- Exercise -
Examine each line of the data. Copy those that contain the string "styles".

- Data -
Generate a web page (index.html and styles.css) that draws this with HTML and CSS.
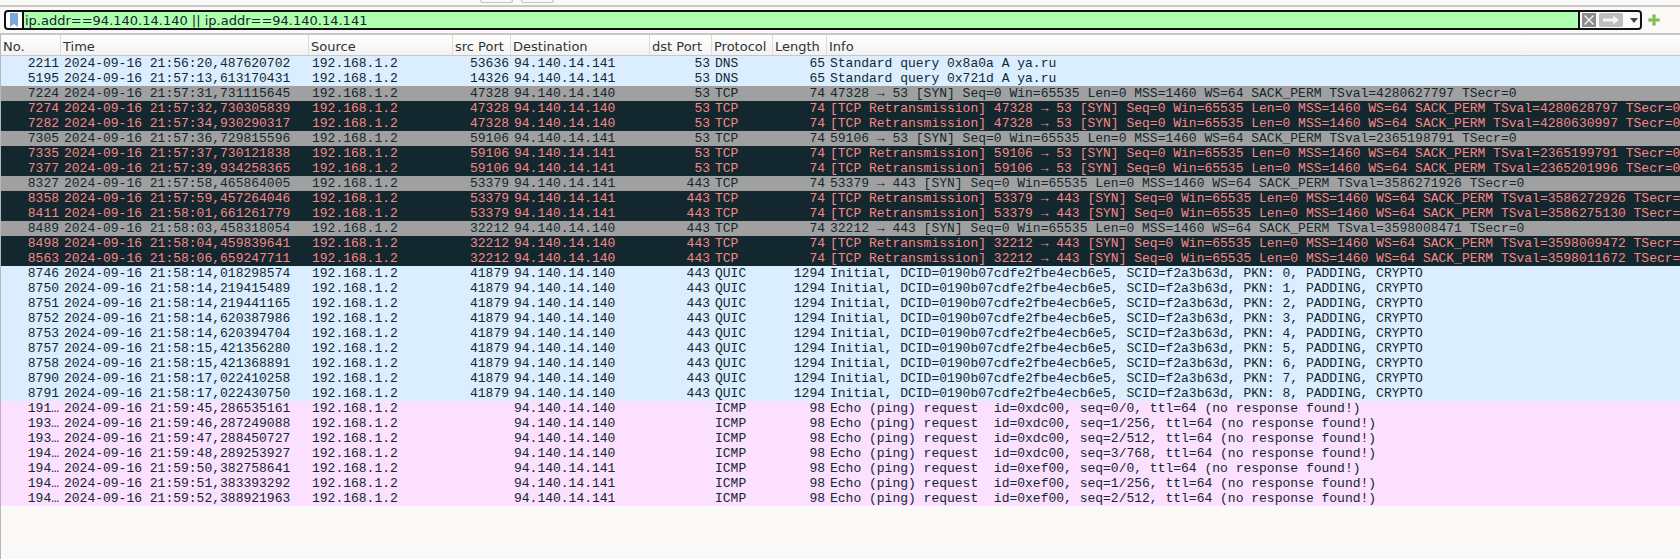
FILE: index.html
```html
<!DOCTYPE html>
<html lang="en">
<head>
  <meta charset="UTF-8">
  <title>Wireshark</title>
  <link rel="stylesheet" href="styles.css">
</head>
<body>
  <div class="toolbar">
    <span class="tool-btn first"></span>
    <span class="tool-btn"></span>
  </div>

  <div class="filter-bar">
    <div class="filter-box">
      <div class="bookmark">
        <svg width="8" height="14" viewBox="0 0 8 14"><path d="M0 0H8V14L4 11L0 14Z" fill="#7ba7dc"/></svg>
      </div>
      <div class="filter-text">ip.addr==94.140.14.140 || ip.addr==94.140.14.141</div>
      <div class="filter-actions">
        <svg class="clear-btn" width="14" height="14" viewBox="0 0 14 14"><rect width="14" height="14" rx="1" fill="#8c8c8c"/><path d="M2.5 2.5L11.5 11.5M11.5 2.5L2.5 11.5" stroke="#f4f4f4" stroke-width="1.4"/></svg>
        <svg class="apply-btn" width="24" height="14" viewBox="0 0 24 14"><rect width="24" height="14" rx="2" fill="#bdbdbd"/><path d="M4 5.5H14V2.5L20 7L14 11.5V8.5H4Z" fill="#f4f4f4"/></svg>
        <svg class="drop-btn" width="8" height="5" viewBox="0 0 8 5"><path d="M0 0H8L4 5Z" fill="#444"/></svg>
      </div>
    </div>
    <svg class="add-btn" width="12" height="12" viewBox="0 0 12 12"><path d="M4.5 0.5H7.5V4.5H11.5V7.5H7.5V11.5H4.5V7.5H0.5V4.5H4.5Z" fill="#84bb56" stroke="#b4d795" stroke-width="1"/></svg>
  </div>

  <div class="packet-list">
    <div class="row header">
      <div>No.</div><div>Time</div><div>Source</div><div>src Port</div><div>Destination</div><div>dst Port</div><div>Protocol</div><div>Length</div><div>Info</div>
    </div>

    <div class="row udp"><div class="r">2211</div><div>2024-09-16 21:56:20,487620702</div><div>192.168.1.2</div><div class="r">53636</div><div>94.140.14.141</div><div class="r">53</div><div>DNS</div><div class="r">65</div><div>Standard query 0x8a0a A ya.ru</div></div>
    <div class="row udp"><div class="r">5195</div><div>2024-09-16 21:57:13,613170431</div><div>192.168.1.2</div><div class="r">14326</div><div>94.140.14.141</div><div class="r">53</div><div>DNS</div><div class="r">65</div><div>Standard query 0x721d A ya.ru</div></div>
    <div class="row syn"><div class="r">7224</div><div>2024-09-16 21:57:31,731115645</div><div>192.168.1.2</div><div class="r">47328</div><div>94.140.14.140</div><div class="r">53</div><div>TCP</div><div class="r">74</div><div>47328 → 53 [SYN] Seq=0 Win=65535 Len=0 MSS=1460 WS=64 SACK_PERM TSval=4280627797 TSecr=0</div></div>
    <div class="row bad"><div class="r">7274</div><div>2024-09-16 21:57:32,730305839</div><div>192.168.1.2</div><div class="r">47328</div><div>94.140.14.140</div><div class="r">53</div><div>TCP</div><div class="r">74</div><div>[TCP Retransmission] 47328 → 53 [SYN] Seq=0 Win=65535 Len=0 MSS=1460 WS=64 SACK_PERM TSval=4280628797 TSecr=0</div></div>
    <div class="row bad"><div class="r">7282</div><div>2024-09-16 21:57:34,930290317</div><div>192.168.1.2</div><div class="r">47328</div><div>94.140.14.140</div><div class="r">53</div><div>TCP</div><div class="r">74</div><div>[TCP Retransmission] 47328 → 53 [SYN] Seq=0 Win=65535 Len=0 MSS=1460 WS=64 SACK_PERM TSval=4280630997 TSecr=0</div></div>
    <div class="row syn"><div class="r">7305</div><div>2024-09-16 21:57:36,729815596</div><div>192.168.1.2</div><div class="r">59106</div><div>94.140.14.141</div><div class="r">53</div><div>TCP</div><div class="r">74</div><div>59106 → 53 [SYN] Seq=0 Win=65535 Len=0 MSS=1460 WS=64 SACK_PERM TSval=2365198791 TSecr=0</div></div>
    <div class="row bad"><div class="r">7335</div><div>2024-09-16 21:57:37,730121838</div><div>192.168.1.2</div><div class="r">59106</div><div>94.140.14.141</div><div class="r">53</div><div>TCP</div><div class="r">74</div><div>[TCP Retransmission] 59106 → 53 [SYN] Seq=0 Win=65535 Len=0 MSS=1460 WS=64 SACK_PERM TSval=2365199791 TSecr=0</div></div>
    <div class="row bad"><div class="r">7377</div><div>2024-09-16 21:57:39,934258365</div><div>192.168.1.2</div><div class="r">59106</div><div>94.140.14.141</div><div class="r">53</div><div>TCP</div><div class="r">74</div><div>[TCP Retransmission] 59106 → 53 [SYN] Seq=0 Win=65535 Len=0 MSS=1460 WS=64 SACK_PERM TSval=2365201996 TSecr=0</div></div>
    <div class="row syn"><div class="r">8327</div><div>2024-09-16 21:57:58,465864005</div><div>192.168.1.2</div><div class="r">53379</div><div>94.140.14.141</div><div class="r">443</div><div>TCP</div><div class="r">74</div><div>53379 → 443 [SYN] Seq=0 Win=65535 Len=0 MSS=1460 WS=64 SACK_PERM TSval=3586271926 TSecr=0</div></div>
    <div class="row bad"><div class="r">8358</div><div>2024-09-16 21:57:59,457264046</div><div>192.168.1.2</div><div class="r">53379</div><div>94.140.14.141</div><div class="r">443</div><div>TCP</div><div class="r">74</div><div>[TCP Retransmission] 53379 → 443 [SYN] Seq=0 Win=65535 Len=0 MSS=1460 WS=64 SACK_PERM TSval=3586272926 TSecr=0</div></div>
    <div class="row bad"><div class="r">8411</div><div>2024-09-16 21:58:01,661261779</div><div>192.168.1.2</div><div class="r">53379</div><div>94.140.14.141</div><div class="r">443</div><div>TCP</div><div class="r">74</div><div>[TCP Retransmission] 53379 → 443 [SYN] Seq=0 Win=65535 Len=0 MSS=1460 WS=64 SACK_PERM TSval=3586275130 TSecr=0</div></div>
    <div class="row syn"><div class="r">8489</div><div>2024-09-16 21:58:03,458318054</div><div>192.168.1.2</div><div class="r">32212</div><div>94.140.14.140</div><div class="r">443</div><div>TCP</div><div class="r">74</div><div>32212 → 443 [SYN] Seq=0 Win=65535 Len=0 MSS=1460 WS=64 SACK_PERM TSval=3598008471 TSecr=0</div></div>
    <div class="row bad"><div class="r">8498</div><div>2024-09-16 21:58:04,459839641</div><div>192.168.1.2</div><div class="r">32212</div><div>94.140.14.140</div><div class="r">443</div><div>TCP</div><div class="r">74</div><div>[TCP Retransmission] 32212 → 443 [SYN] Seq=0 Win=65535 Len=0 MSS=1460 WS=64 SACK_PERM TSval=3598009472 TSecr=0</div></div>
    <div class="row bad"><div class="r">8563</div><div>2024-09-16 21:58:06,659247711</div><div>192.168.1.2</div><div class="r">32212</div><div>94.140.14.140</div><div class="r">443</div><div>TCP</div><div class="r">74</div><div>[TCP Retransmission] 32212 → 443 [SYN] Seq=0 Win=65535 Len=0 MSS=1460 WS=64 SACK_PERM TSval=3598011672 TSecr=0</div></div>

    <div class="row udp"><div class="r">8746</div><div>2024-09-16 21:58:14,018298574</div><div>192.168.1.2</div><div class="r">41879</div><div>94.140.14.140</div><div class="r">443</div><div>QUIC</div><div class="r">1294</div><div>Initial, DCID=0190b07cdfe2fbe4ecb6e5, SCID=f2a3b63d, PKN: 0, PADDING, CRYPTO</div></div>
    <div class="row udp"><div class="r">8750</div><div>2024-09-16 21:58:14,219415489</div><div>192.168.1.2</div><div class="r">41879</div><div>94.140.14.140</div><div class="r">443</div><div>QUIC</div><div class="r">1294</div><div>Initial, DCID=0190b07cdfe2fbe4ecb6e5, SCID=f2a3b63d, PKN: 1, PADDING, CRYPTO</div></div>
    <div class="row udp"><div class="r">8751</div><div>2024-09-16 21:58:14,219441165</div><div>192.168.1.2</div><div class="r">41879</div><div>94.140.14.140</div><div class="r">443</div><div>QUIC</div><div class="r">1294</div><div>Initial, DCID=0190b07cdfe2fbe4ecb6e5, SCID=f2a3b63d, PKN: 2, PADDING, CRYPTO</div></div>
    <div class="row udp"><div class="r">8752</div><div>2024-09-16 21:58:14,620387986</div><div>192.168.1.2</div><div class="r">41879</div><div>94.140.14.140</div><div class="r">443</div><div>QUIC</div><div class="r">1294</div><div>Initial, DCID=0190b07cdfe2fbe4ecb6e5, SCID=f2a3b63d, PKN: 3, PADDING, CRYPTO</div></div>
    <div class="row udp"><div class="r">8753</div><div>2024-09-16 21:58:14,620394704</div><div>192.168.1.2</div><div class="r">41879</div><div>94.140.14.140</div><div class="r">443</div><div>QUIC</div><div class="r">1294</div><div>Initial, DCID=0190b07cdfe2fbe4ecb6e5, SCID=f2a3b63d, PKN: 4, PADDING, CRYPTO</div></div>
    <div class="row udp"><div class="r">8757</div><div>2024-09-16 21:58:15,421356280</div><div>192.168.1.2</div><div class="r">41879</div><div>94.140.14.140</div><div class="r">443</div><div>QUIC</div><div class="r">1294</div><div>Initial, DCID=0190b07cdfe2fbe4ecb6e5, SCID=f2a3b63d, PKN: 5, PADDING, CRYPTO</div></div>
    <div class="row udp"><div class="r">8758</div><div>2024-09-16 21:58:15,421368891</div><div>192.168.1.2</div><div class="r">41879</div><div>94.140.14.140</div><div class="r">443</div><div>QUIC</div><div class="r">1294</div><div>Initial, DCID=0190b07cdfe2fbe4ecb6e5, SCID=f2a3b63d, PKN: 6, PADDING, CRYPTO</div></div>
    <div class="row udp"><div class="r">8790</div><div>2024-09-16 21:58:17,022410258</div><div>192.168.1.2</div><div class="r">41879</div><div>94.140.14.140</div><div class="r">443</div><div>QUIC</div><div class="r">1294</div><div>Initial, DCID=0190b07cdfe2fbe4ecb6e5, SCID=f2a3b63d, PKN: 7, PADDING, CRYPTO</div></div>
    <div class="row udp"><div class="r">8791</div><div>2024-09-16 21:58:17,022430750</div><div>192.168.1.2</div><div class="r">41879</div><div>94.140.14.140</div><div class="r">443</div><div>QUIC</div><div class="r">1294</div><div>Initial, DCID=0190b07cdfe2fbe4ecb6e5, SCID=f2a3b63d, PKN: 8, PADDING, CRYPTO</div></div>

    <div class="row icmp"><div class="r">191…</div><div>2024-09-16 21:59:45,286535161</div><div>192.168.1.2</div><div class="r"></div><div>94.140.14.140</div><div class="r"></div><div>ICMP</div><div class="r">98</div><div>Echo (ping) request  id=0xdc00, seq=0/0, ttl=64 (no response found!)</div></div>
    <div class="row icmp"><div class="r">193…</div><div>2024-09-16 21:59:46,287249088</div><div>192.168.1.2</div><div class="r"></div><div>94.140.14.140</div><div class="r"></div><div>ICMP</div><div class="r">98</div><div>Echo (ping) request  id=0xdc00, seq=1/256, ttl=64 (no response found!)</div></div>
    <div class="row icmp"><div class="r">193…</div><div>2024-09-16 21:59:47,288450727</div><div>192.168.1.2</div><div class="r"></div><div>94.140.14.140</div><div class="r"></div><div>ICMP</div><div class="r">98</div><div>Echo (ping) request  id=0xdc00, seq=2/512, ttl=64 (no response found!)</div></div>
    <div class="row icmp"><div class="r">194…</div><div>2024-09-16 21:59:48,289253927</div><div>192.168.1.2</div><div class="r"></div><div>94.140.14.140</div><div class="r"></div><div>ICMP</div><div class="r">98</div><div>Echo (ping) request  id=0xdc00, seq=3/768, ttl=64 (no response found!)</div></div>
    <div class="row icmp"><div class="r">194…</div><div>2024-09-16 21:59:50,382758641</div><div>192.168.1.2</div><div class="r"></div><div>94.140.14.141</div><div class="r"></div><div>ICMP</div><div class="r">98</div><div>Echo (ping) request  id=0xef00, seq=0/0, ttl=64 (no response found!)</div></div>
    <div class="row icmp"><div class="r">194…</div><div>2024-09-16 21:59:51,383393292</div><div>192.168.1.2</div><div class="r"></div><div>94.140.14.141</div><div class="r"></div><div>ICMP</div><div class="r">98</div><div>Echo (ping) request  id=0xef00, seq=1/256, ttl=64 (no response found!)</div></div>
    <div class="row icmp"><div class="r">194…</div><div>2024-09-16 21:59:52,388921963</div><div>192.168.1.2</div><div class="r"></div><div>94.140.14.141</div><div class="r"></div><div>ICMP</div><div class="r">98</div><div>Echo (ping) request  id=0xef00, seq=2/512, ttl=64 (no response found!)</div></div>
  </div>
</body>
</html>
```

FILE: styles.css
```css
html, body {
  margin: 0;
  padding: 0;
  height: 100%;
  overflow: hidden;
}

body {
  display: flex;
  flex-direction: column;
  background-color: #faf9f7;
  font-family: "DejaVu Sans", sans-serif;
  font-size: 13px;
  color: #2e3436;
}

/* only the bottom edge of the toolbar buttons is visible */
.toolbar {
  display: flex;
  gap: 8px;
  height: 5px;
  padding-left: 480px;
  border-bottom: 2px solid #c8c7c5;
  box-sizing: content-box;
}

.tool-btn {
  width: 31px;
  height: 2px;
  border: 1px solid #c4c3c1;
  border-top: none;
  border-radius: 0 0 3px 3px;
}

.filter-bar {
  display: flex;
  align-items: center;
  height: 26px;
  padding-left: 4px;
  border-bottom: 2px solid #c8c7c5;
}

.filter-box {
  display: flex;
  width: 1638px;
  height: 20px;
  box-sizing: border-box;
  border: 2px solid #111;
  border-radius: 4px;
  background-color: #fff;
}

.bookmark {
  width: 16px;
  display: flex;
  align-items: center;
  justify-content: center;
  border-right: 2px solid #111;
}

.filter-text {
  flex: 1;
  padding-left: 1px;
  line-height: 18px;
  background-color: #afffaf;
  color: #12272e;
  white-space: pre;
}

.filter-actions {
  display: flex;
  align-items: center;
  width: 58px;
  padding-left: 2px;
  border-left: 2px solid #111;
  background-color: #faf9f7;
  border-radius: 0 3px 3px 0;
}

.apply-btn {
  margin-left: 3px;
}

.drop-btn {
  margin-left: 7px;
}

.add-btn {
  margin-left: 6px;
}

.packet-list {
  flex: 1;
  border-left: 1px solid #b8b7b5;
}

.row {
  display: grid;
  grid-template-columns: 60px 248px 144px 58px 139px 62px 61px 54px 1fr;
  height: 15px;
  line-height: 15px;
  font-family: "Liberation Mono", monospace;
  font-size: 13px;
  white-space: pre;
}

.row > div {
  overflow: hidden;
  padding: 0 2px 0 3px;
}

.row .r {
  text-align: right;
}

.udp {
  background-color: #daeeff;
  color: #12272e;
}

.syn {
  background-color: #a0a0a0;
  color: #12272e;
}

.bad {
  background-color: #12272e;
  color: #f78787;
}

.icmp {
  background-color: #fce0ff;
  color: #12272e;
}

.row.header {
  height: 21px;
  box-sizing: border-box;
  line-height: 17px;
  font-family: "DejaVu Sans", sans-serif;
  color: #2e3436;
  background: linear-gradient(#ffffff, #f3f2f0);
  border-bottom: 1px solid #c8c7c5;
}

.row.header > div {
  padding: 3px 2px 0;
  border-right: 1px solid #dddcda;
}

.row.header > div:last-child {
  border-right: none;
}
```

- Correct result -
Generate a web page (index.html and styles.css) that draws this with HTML and CSS.
  <link rel="stylesheet" href="styles.css">
FILE: styles.css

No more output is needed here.